Now, treating this attacked 'Conclusion 3' of the Court as a finding, we likewise hold the Specification of Error without merit. This identical question was presented to this Court in White v. United States, 9 Cir., 1952, 193 F.2d 505, Circuit Judge Pope writing the opinion, held adversely to the appellant. In this case, the plaintiffs sought to hold the Government negligent in its operation and maintenance of an irrigation water canal, and therefore liable for a breakage thereof and resulting failure to deliver water to plaintiffs. The District Court found, inter alia, that:


'The plaintiffs (appellants) failed to prove by a preponderance of all of the evidence that the defendant failed to exercese (the necessary) degree of care.'


The appellants in that case, as here, contended that


'The Court erred in failing to give them the benefit of the rule of res ipsa loquitur.'

The Court accepted appellants' contention


'that the conditions for the application of that rule were all present. * * *'9


We paraphrase some language of White, commencing on page 507. The Oregon Court says that res ipsa loquitur gives rise to an inference of negligence permissible but not mandatory and that it does not raise any presumption of law. Here we add that neither Texas nor California say that the doctrine raises any presumption of law. Continuing our paraphrase, here the trial judge was weighing the evidence in much the same manner as a jury might do. We think that when he found res ipsa loquitur not applicable he was doing no more than a jury might do when it declines to draw a merely permissible inference or when in weighing the evidence concludes that the appellee's evidence was sufficient to at least meet, balance or outweigh the inference of negligence. We think the Court simply found that not only the direct testimony but the circumstantial evidence with all the dignity given it by res ipsa loquitur as well, were insufficient to establish negligence on the part of the appellee.
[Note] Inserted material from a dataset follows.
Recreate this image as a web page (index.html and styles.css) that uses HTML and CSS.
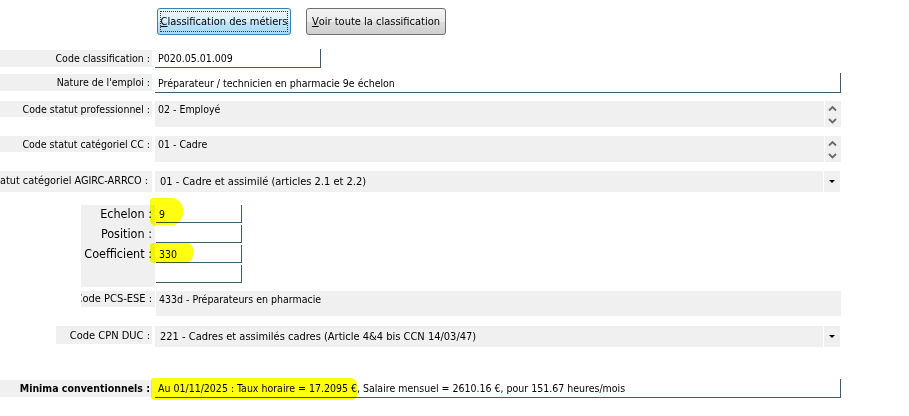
FILE: index.html
```html
<html>
    <head>
        <link rel="stylesheet" href="styles.css">
    </head>
    <body>
        <div class="toolbar">
            <div class="btn btnFocus"><span class="focusRing"><u>C</u>lassification des métiers</span></div>
            <div class="btn"><u>V</u>oir toute la classification</div>
        </div>

        <div class="form">
            <div class="row rowCode">
                <div class="lbl">Code classification :</div>
                <div class="edit editShort"><span class="txt">P020.05.01.009</span></div>
            </div>

            <div class="row rowNature">
                <div class="lbl">Nature de l'emploi :</div>
                <div class="edit editWide"><span class="txt">Préparateur / technicien en pharmacie 9e échelon</span></div>
            </div>

            <div class="row rowMemo">
                <div class="lbl lblTop">Code statut professionnel :</div>
                <div class="memo">
                    <div class="memoText">02 - Employé</div>
                    <div class="spin">
                        <svg width="16" height="26" viewBox="0 0 16 26"><path d="M4 9.5 L7.5 6 L11 9.5" fill="none" stroke="#6a6a6a" stroke-width="1.8"/><path d="M4 18 L7.5 21.5 L11 18" fill="none" stroke="#6a6a6a" stroke-width="1.8"/></svg>
                    </div>
                </div>
            </div>

            <div class="row rowMemo rowCC">
                <div class="lbl lblTop">Code statut catégoriel CC :</div>
                <div class="memo">
                    <div class="memoText">01 - Cadre</div>
                    <div class="spin">
                        <svg width="16" height="26" viewBox="0 0 16 26"><path d="M4 9.5 L7.5 6 L11 9.5" fill="none" stroke="#6a6a6a" stroke-width="1.8"/><path d="M4 18 L7.5 21.5 L11 18" fill="none" stroke="#6a6a6a" stroke-width="1.8"/></svg>
                    </div>
                </div>
            </div>

            <div class="row rowCombo rowAgirc">
                <div class="lbl lblBig"><span>Statut catégoriel AGIRC-ARRCO :</span></div>
                <div class="combo">
                    <div class="comboText">01 - Cadre et assimilé (articles 2.1 et 2.2)</div>
                    <div class="comboBtn"><span class="arrow"></span></div>
                </div>
            </div>

            <div class="echelonPanel">
                <div class="echelonLabels">
                    <div class="eLbl">Echelon :</div>
                    <div class="eLbl">Position :</div>
                    <div class="eLbl">Coefficient :</div>
                    <div class="eLbl"></div>
                </div>
                <div class="echelonInputs">
                    <div class="edit editSmall"><span class="marker markerEchelon"></span><span class="txt">9</span></div>
                    <div class="edit editSmall"><span class="txt"></span></div>
                    <div class="edit editSmall"><span class="marker markerCoef"></span><span class="txt">330</span></div>
                    <div class="edit editSmall"><span class="txt"></span></div>
                </div>
            </div>

            <div class="row rowPcs">
                <div class="lbl lblPcs"><span>Code PCS-ESE :</span></div>
                <div class="memo memoPlain">
                    <div class="memoText">433d - Préparateurs en pharmacie</div>
                </div>
            </div>

            <div class="row rowCombo rowCpn">
                <div class="lbl lblCpn"><span>Code CPN DUC :</span></div>
                <div class="combo">
                    <div class="comboText">221 - Cadres et assimilés cadres (Article 4&amp;4 bis CCN 14/03/47)</div>
                    <div class="comboBtn"><span class="arrow"></span></div>
                </div>
            </div>

            <div class="row rowMinima">
                <div class="lbl lblBold">Minima conventionnels :</div>
                <div class="edit editWide"><span class="marker markerMinima"></span><span class="txt">Au 01/11/2025 : Taux horaire = 17.2095 €, Salaire mensuel = 2610.16 €, pour 151.67 heures/mois</span></div>
            </div>
        </div>
    </body>
</html>
```

FILE: styles.css
```css
body {
  margin: 0;
  width: 909px;
  height: 416px;
  overflow: hidden;
  background: #ffffff;
  font-family: "DejaVu Sans Condensed", "DejaVu Sans", sans-serif;
  font-size: 10.5px;
  color: #000000;
}

/* buttons */
.toolbar {
  display: flex;
  gap: 15px;
  padding: 8px 0 0 157px;
}
.btn {
  box-sizing: border-box;
  height: 27px;
  width: 140px;
  display: flex;
  align-items: center;
  justify-content: center;
  white-space: nowrap;
  font-size: 11px;
  border: 1px solid #707070;
  border-radius: 3px;
  background: linear-gradient(to bottom, #f2f2f2 0%, #ebebeb 50%, #dddddd 51%, #cfcfcf 100%);
}
.btnFocus {
  width: 134px;
  border-color: #3c7fb1;
  background: linear-gradient(to bottom, #eaf6fd 0%, #d9f0fc 50%, #bee6fd 51%, #a7d9f5 100%);
  padding: 2px;
}
.focusRing {
  box-sizing: border-box;
  width: 100%;
  height: 100%;
  display: flex;
  align-items: center;
  justify-content: center;
  border: 1px dotted #333333;
}

/* rows */
.form {
  margin-top: 14px;
}
.row {
  display: flex;
  align-items: flex-start;
  gap: 3px;
}
.lbl {
  box-sizing: border-box;
  width: 152px;
  flex: none;
  display: flex;
  justify-content: flex-end;
  white-space: nowrap;
  background: #f0f0f0;
  padding-right: 2px;
}
.rowCode { height: 19px; }
.rowCode .lbl { height: 17px; line-height: 17px; margin-top: 1px; }
.rowNature { height: 20px; margin-top: 5px; }
.rowNature .lbl { height: 17px; line-height: 17px; margin-top: 1px; }

.edit {
  position: relative;
  box-sizing: border-box;
  background: #ffffff;
  border-right: 1px solid #3f5b6d;
  border-bottom: 1px solid #3f5b6d;
  padding-left: 3px;
  white-space: nowrap;
}
.edit .txt {
  position: relative;
}
.editShort { width: 166px; height: 19px; line-height: 19px; }
.editWide { width: 686px; height: 20px; line-height: 20px; }

.marker {
  position: absolute;
  background: #ffff10;
  mix-blend-mode: multiply;
  filter: blur(0.6px);
}
.markerEchelon { left: -6px; top: -7px; width: 33px; height: 28px; border-radius: 4px 12px 14px 6px; }
.markerCoef { left: -6px; top: -2px; width: 43px; height: 20px; border-radius: 3px 6px 8px 4px; }
.markerMinima { left: -4px; top: -1px; width: 206px; height: 22px; border-radius: 3px 6px 6px 3px; }

/* memo with spinner */
.rowMemo { height: 26px; margin-top: 8px; }
.rowCC { margin-top: 9px; }
.lblTop { height: 16px; line-height: 16px; }
.memo {
  display: flex;
  gap: 1px;
  width: 686px;
  height: 26px;
}
.memoText {
  flex: 1;
  background: #f0f0f0;
  padding: 0 0 0 3px;
  line-height: 16px;
}
.spin {
  width: 16px;
  background: #f0f0f0;
}
.memoPlain { height: 25px; }

/* combo */
.rowCombo { height: 21px; margin-top: 9px; }
.lblBig {
  height: 21px;
  line-height: 20px;
  font-size: 10.8px;
  padding-right: 4px;
}
.combo {
  display: flex;
  gap: 1px;
  width: 685px;
  height: 21px;
}
.comboText {
  flex: 1;
  background: #f0f0f0;
  padding-left: 5px;
  line-height: 21px;
  font-size: 11px;
}
.comboBtn {
  width: 16px;
  background: #f0f0f0;
  display: flex;
  align-items: center;
  justify-content: center;
}
.arrow {
  width: 0;
  height: 0;
  border-left: 3px solid transparent;
  border-right: 3px solid transparent;
  border-top: 3px solid #000000;
}

/* echelon block */
.echelonPanel {
  display: flex;
  gap: 1px;
  margin: 13px 0 0 81px;
}
.echelonLabels {
  width: 74px;
  height: 82px;
  background: #f0f0f0;
  display: flex;
  flex-direction: column;
  gap: 2px;
}
.eLbl {
  height: 18px;
  line-height: 18px;
  text-align: right;
  font-size: 12.5px;
  padding-right: 3px;
}
.echelonInputs {
  display: flex;
  flex-direction: column;
  gap: 2px;
}
.editSmall { width: 86px; height: 18px; line-height: 18px; }

/* pcs / cpn */
.rowPcs { height: 25px; margin-top: 4px; gap: 1px; }
.lblPcs {
  width: 74px;
  margin-left: 81px;
  height: 16px;
  line-height: 16px;
  overflow: hidden;
  font-size: 11px;
  padding-right: 3px;
}
.rowPcs .memo { width: 685px; }
.rowCpn { margin-top: 10px; }
.lblCpn {
  width: 96px;
  margin-left: 56px;
  height: 18px;
  line-height: 19px;
  font-size: 11px;
}

/* minima */
.rowMinima { height: 19px; margin-top: 32px; }
.lblBold {
  font-weight: bold;
  height: 17px;
  line-height: 17px;
  margin-top: 1px;
}
.rowMinima .editWide { height: 19px; line-height: 19px; }
```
Since we think that 'Conclusion 3' was rational under the evidence and also not clearly erroneous, the judgment must be affirmed.


During the first transfusion, deceased received 350 cc's of Rh positive blood, causing a hemolytic transfusion reaction of Rh positive blood against her receiving blood type of Rh negative, resulting in acute rental (kidney function) insufficiency


Deceased was Rh 'O' positive in blood grouping and Rh typing, and her transfusions consisted of the initial 350 cc's Rh positive blood and 3850 cc's of Rh 'O' negative blood, which is universal blood and could be given to and received by any individual


Hemorrhage loss of 1,000 cc's of blood and a manual removal of retained (12-13 days) placenta resulted in uteroplacental damage to the deceased. Medical testimony showed that lower nephron nephrosis could be caused by 12 physiological conditions, three of which are (1) transfusion reaction, (2) shock, and (3) uteroplacental damage


Quoted from De Witt v. Rissman, Or., 346 P.2d 104


Refer to Dean Prosser's work 'Res Ipsa Loquitur in California,' 37 Cal.L.Rev. 183


This is in line with the majority of the decisions which are heavily in favor of the rule that res ipsa loquitur creates a permissible inference (factual presumption) only. Dean Prosser, supra


28 U.S.C.A. 1346(b)


The general rule is that the lex loci delicti determines substantive rights, while the lex fori prevails in matter of remedial procedure. 15 C.J.S. Conflict of Laws 22(c), Torts, p. 951, and (i) Evidence, p. 955; F.R.Civ.P., Rule 43, 28 U.S.C.A.; Lykes Bros. S.S. Co. v. Esteves, 5 Cir., 1937, 89 F.2d 528, app. from District Court, S.D.Tex., p. 530

'It is a well-established exception, however, that where a substantive right is created by the lex loci delicti and as an integral part of the right a presumption of evidence is also created in aid of the enforcement of the right, such presumption is regarded as a matter of substance and will be given effect in the forum where redress is sought when not in conflict with public policy in that jurisdiction and no practical obstacle appears.' Lykes Bros. S.S. Co. v. Esteves, supra (89 F.2d 530).


We note, in connection with the Court's statement

'This contention must be tested by 'the law of the place where the act or omission occurred * * *"-- (at page 507) that the lex loci delicti and the lex fori were one and the same-- District of Oregon.